TASK STATEMENT
Your output must consist solely of the lines from the "Recreate this image" line through the "string; active?: boolean;" line, exactly as written, without images.

ENTRIES
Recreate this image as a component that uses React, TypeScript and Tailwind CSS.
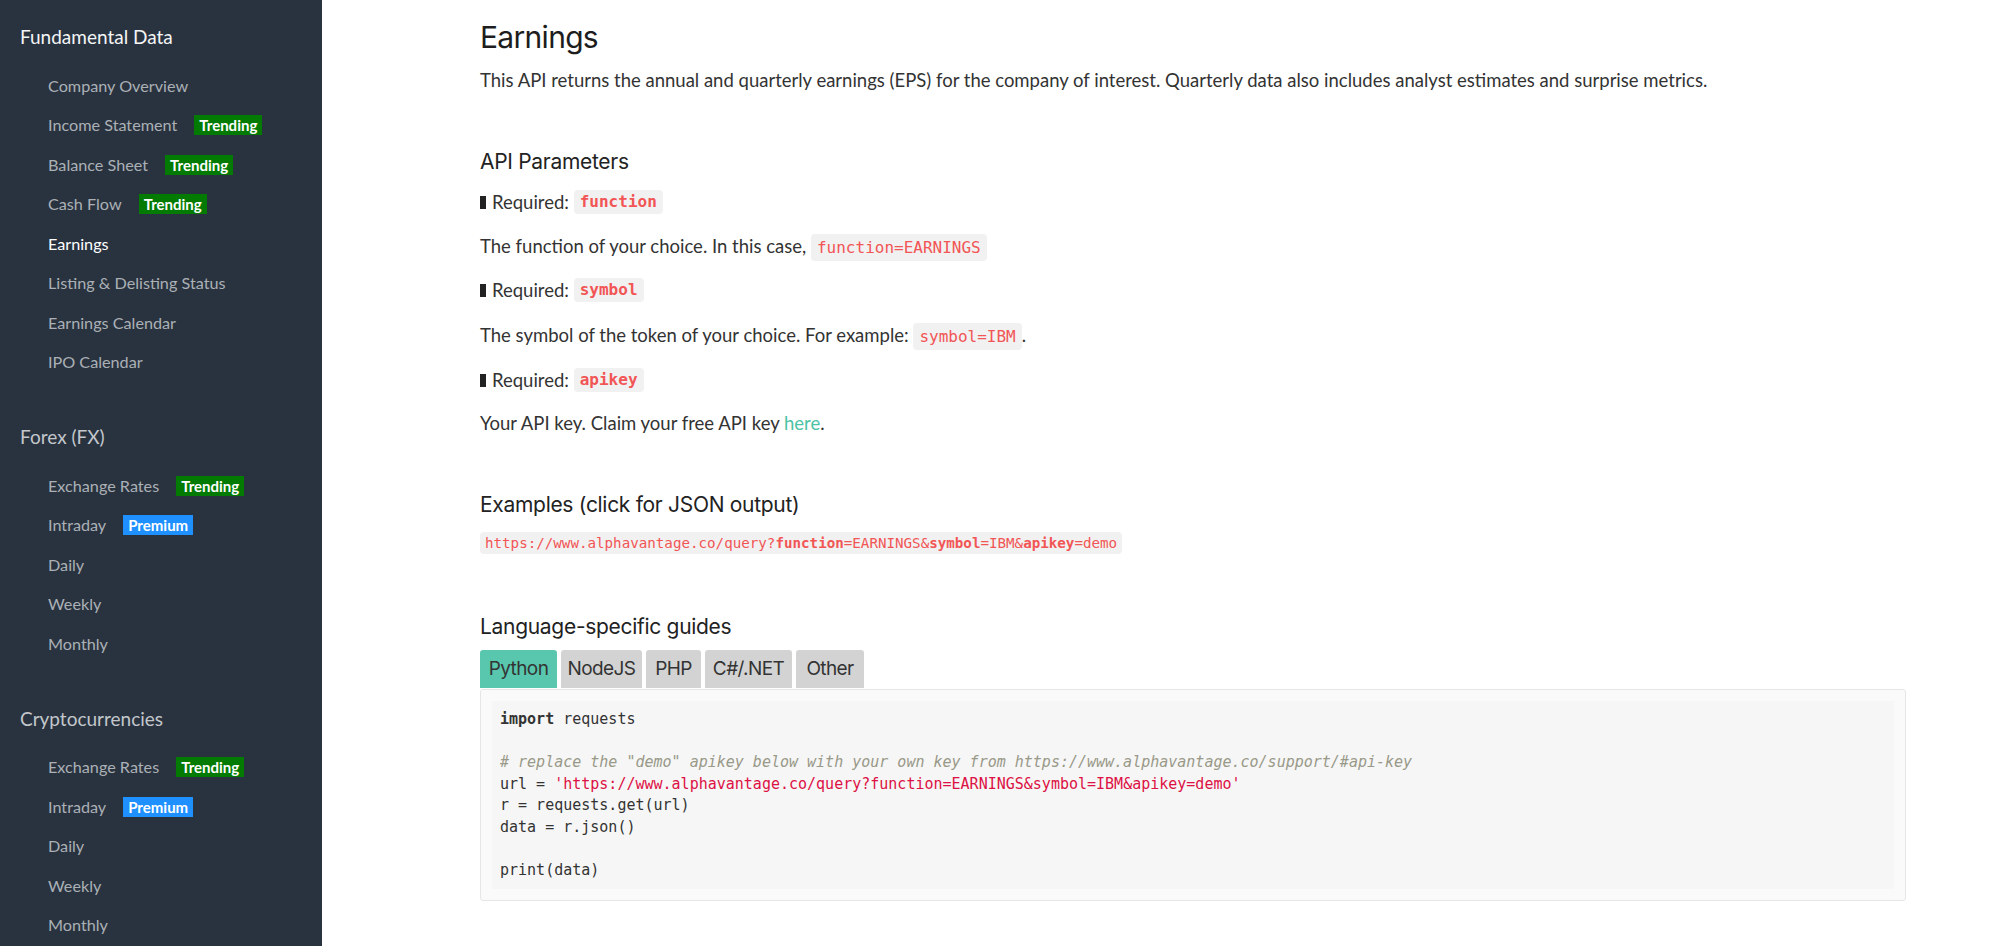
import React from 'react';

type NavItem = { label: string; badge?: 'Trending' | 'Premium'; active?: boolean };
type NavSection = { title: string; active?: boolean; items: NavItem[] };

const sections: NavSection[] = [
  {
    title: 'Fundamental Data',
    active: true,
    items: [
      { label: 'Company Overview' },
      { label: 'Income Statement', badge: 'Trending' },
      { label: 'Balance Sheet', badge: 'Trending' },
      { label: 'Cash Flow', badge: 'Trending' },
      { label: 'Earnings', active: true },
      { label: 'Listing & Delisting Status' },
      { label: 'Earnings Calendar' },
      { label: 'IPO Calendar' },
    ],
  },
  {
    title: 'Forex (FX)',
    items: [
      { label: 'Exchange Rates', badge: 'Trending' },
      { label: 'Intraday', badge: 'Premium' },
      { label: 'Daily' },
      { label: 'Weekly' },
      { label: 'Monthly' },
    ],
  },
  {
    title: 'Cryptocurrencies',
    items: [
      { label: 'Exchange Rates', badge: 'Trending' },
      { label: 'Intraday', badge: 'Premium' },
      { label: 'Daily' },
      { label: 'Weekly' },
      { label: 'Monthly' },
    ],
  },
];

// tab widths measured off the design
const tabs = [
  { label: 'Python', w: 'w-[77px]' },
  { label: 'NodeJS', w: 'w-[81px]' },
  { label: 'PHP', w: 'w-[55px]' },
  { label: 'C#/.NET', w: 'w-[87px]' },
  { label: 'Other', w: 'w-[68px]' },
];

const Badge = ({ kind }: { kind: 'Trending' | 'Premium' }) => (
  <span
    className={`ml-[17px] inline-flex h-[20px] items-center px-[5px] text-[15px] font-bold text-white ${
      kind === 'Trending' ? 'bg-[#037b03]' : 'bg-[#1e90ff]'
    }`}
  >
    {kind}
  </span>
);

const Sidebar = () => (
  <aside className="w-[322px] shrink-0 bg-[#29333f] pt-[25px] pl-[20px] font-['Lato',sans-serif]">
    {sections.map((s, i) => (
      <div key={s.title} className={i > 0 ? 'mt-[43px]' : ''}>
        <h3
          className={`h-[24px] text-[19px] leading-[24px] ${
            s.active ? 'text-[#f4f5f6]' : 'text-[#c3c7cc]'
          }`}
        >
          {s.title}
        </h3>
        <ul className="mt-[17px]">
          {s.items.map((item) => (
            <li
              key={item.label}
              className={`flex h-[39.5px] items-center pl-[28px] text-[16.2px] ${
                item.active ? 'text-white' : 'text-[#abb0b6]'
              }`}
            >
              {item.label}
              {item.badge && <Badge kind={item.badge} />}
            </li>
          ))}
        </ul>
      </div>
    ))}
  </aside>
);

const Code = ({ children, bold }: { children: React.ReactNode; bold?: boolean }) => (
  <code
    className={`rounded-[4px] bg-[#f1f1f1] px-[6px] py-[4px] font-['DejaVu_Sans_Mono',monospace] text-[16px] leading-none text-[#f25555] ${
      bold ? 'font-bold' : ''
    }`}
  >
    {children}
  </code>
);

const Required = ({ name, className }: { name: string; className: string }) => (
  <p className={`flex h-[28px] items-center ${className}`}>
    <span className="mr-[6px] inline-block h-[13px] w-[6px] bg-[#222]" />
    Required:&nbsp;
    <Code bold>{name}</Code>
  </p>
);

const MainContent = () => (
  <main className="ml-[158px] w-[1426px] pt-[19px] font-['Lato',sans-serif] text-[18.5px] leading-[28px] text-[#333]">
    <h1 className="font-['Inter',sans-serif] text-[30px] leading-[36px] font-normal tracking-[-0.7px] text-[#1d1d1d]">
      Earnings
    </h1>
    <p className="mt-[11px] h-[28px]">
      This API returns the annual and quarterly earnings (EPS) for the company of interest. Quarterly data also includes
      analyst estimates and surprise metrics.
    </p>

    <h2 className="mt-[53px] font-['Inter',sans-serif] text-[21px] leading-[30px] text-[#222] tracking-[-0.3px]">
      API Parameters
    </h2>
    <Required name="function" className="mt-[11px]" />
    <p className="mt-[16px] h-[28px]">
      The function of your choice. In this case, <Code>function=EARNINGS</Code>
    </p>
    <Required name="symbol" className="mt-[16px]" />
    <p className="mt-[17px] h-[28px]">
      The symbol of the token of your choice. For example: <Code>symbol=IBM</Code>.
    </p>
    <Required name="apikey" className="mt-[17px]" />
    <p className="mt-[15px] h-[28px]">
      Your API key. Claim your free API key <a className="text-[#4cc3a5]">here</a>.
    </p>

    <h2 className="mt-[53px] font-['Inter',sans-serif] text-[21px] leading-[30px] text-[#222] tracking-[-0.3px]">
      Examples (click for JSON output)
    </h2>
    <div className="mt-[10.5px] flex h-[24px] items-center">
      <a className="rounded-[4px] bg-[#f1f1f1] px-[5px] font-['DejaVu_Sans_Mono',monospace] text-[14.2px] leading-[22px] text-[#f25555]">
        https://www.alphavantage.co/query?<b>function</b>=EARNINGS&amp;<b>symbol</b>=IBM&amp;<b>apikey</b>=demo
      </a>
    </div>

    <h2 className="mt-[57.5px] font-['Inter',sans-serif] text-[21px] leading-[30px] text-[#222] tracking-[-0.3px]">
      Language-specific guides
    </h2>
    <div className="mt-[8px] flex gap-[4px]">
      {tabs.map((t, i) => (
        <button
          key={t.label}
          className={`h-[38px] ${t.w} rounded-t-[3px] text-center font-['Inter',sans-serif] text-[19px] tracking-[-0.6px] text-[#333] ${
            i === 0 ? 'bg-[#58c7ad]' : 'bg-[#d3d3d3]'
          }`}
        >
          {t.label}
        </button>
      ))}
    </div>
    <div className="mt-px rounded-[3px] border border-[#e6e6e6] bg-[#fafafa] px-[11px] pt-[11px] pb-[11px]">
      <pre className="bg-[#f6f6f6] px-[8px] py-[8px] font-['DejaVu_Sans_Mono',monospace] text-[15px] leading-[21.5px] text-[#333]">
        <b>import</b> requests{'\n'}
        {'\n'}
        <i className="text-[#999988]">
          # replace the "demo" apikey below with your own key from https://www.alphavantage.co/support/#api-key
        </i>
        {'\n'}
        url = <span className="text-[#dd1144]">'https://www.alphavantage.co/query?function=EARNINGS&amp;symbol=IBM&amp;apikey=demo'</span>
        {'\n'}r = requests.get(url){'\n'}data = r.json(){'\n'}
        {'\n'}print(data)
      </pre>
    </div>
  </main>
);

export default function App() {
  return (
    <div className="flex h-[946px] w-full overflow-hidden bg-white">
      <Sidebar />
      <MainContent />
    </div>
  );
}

---

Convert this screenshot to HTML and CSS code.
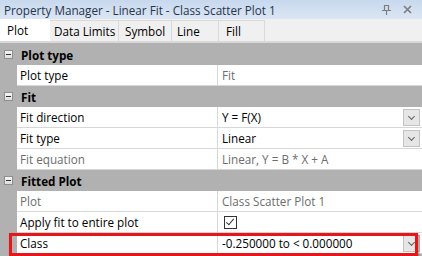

RESULT
Recreate this image as a component that uses React, TypeScript and Tailwind CSS.
import React from 'react';

type NavItem = { label: string; badge?: 'Trending' | 'Premium'; active?: boolean };
type NavSection = { title: string; active?: boolean; items: NavItem[] };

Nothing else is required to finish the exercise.